● Task brief
From the listing below, select every line where the word "that" appears.

+++ Extracted data +++

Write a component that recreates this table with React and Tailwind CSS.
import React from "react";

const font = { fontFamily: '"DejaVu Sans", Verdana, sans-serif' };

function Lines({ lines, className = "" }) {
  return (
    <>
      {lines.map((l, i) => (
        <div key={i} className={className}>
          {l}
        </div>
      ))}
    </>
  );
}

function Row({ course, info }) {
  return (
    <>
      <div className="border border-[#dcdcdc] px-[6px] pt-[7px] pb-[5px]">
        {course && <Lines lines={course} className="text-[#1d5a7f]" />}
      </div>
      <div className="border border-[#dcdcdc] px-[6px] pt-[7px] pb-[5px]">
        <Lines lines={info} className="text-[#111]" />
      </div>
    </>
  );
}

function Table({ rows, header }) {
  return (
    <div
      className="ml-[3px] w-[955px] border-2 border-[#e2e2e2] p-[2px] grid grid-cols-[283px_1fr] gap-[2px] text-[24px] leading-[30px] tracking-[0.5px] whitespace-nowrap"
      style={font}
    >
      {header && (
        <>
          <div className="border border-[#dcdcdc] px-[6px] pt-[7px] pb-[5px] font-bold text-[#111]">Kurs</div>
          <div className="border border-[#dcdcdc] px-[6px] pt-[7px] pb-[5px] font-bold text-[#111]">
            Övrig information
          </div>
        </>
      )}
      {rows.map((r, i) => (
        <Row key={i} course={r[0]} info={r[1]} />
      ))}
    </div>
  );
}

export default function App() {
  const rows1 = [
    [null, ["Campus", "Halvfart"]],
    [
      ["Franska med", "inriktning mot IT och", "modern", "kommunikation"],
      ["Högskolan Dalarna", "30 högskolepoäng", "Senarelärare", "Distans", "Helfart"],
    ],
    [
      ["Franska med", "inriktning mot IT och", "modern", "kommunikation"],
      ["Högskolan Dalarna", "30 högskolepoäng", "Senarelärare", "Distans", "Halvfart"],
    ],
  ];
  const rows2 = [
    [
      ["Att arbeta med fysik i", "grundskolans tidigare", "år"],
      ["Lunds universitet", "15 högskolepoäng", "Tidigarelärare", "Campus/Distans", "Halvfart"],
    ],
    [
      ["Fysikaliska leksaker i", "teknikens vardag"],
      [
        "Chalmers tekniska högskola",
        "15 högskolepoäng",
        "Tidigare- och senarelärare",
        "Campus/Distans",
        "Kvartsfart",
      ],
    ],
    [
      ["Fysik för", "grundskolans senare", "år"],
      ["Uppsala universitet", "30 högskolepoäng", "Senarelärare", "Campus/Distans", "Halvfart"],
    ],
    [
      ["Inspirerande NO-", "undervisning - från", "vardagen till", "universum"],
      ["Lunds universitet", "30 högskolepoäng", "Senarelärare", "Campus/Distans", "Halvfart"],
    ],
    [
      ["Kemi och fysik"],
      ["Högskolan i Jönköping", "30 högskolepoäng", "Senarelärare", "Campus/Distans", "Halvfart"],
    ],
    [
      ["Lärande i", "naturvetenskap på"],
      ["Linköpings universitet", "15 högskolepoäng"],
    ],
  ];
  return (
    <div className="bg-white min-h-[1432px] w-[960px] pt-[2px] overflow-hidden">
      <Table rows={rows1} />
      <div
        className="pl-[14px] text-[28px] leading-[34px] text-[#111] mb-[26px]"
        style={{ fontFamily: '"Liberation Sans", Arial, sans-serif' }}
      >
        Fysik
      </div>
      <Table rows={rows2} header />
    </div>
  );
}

+++
+++ Extracted data +++

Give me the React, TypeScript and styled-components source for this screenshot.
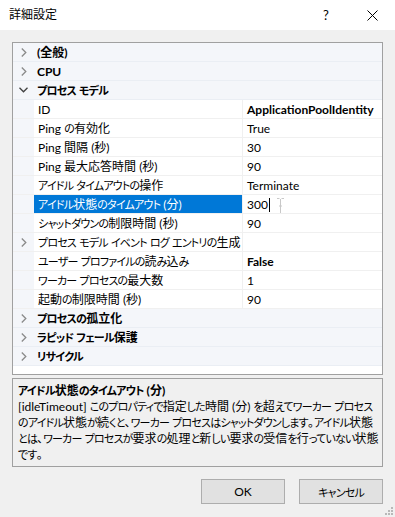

+++
+++ Extracted data +++

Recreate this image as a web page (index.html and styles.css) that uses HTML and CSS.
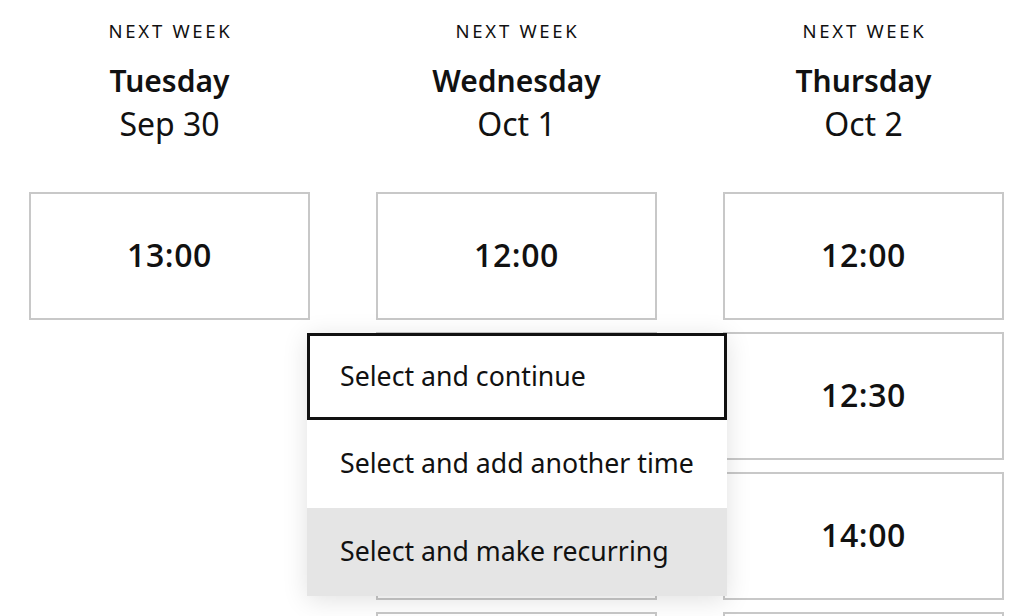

+++

● Exercise answer
Write a component that recreates this table with React and Tailwind CSS.
Recreate this image as a web page (index.html and styles.css) that uses HTML and CSS.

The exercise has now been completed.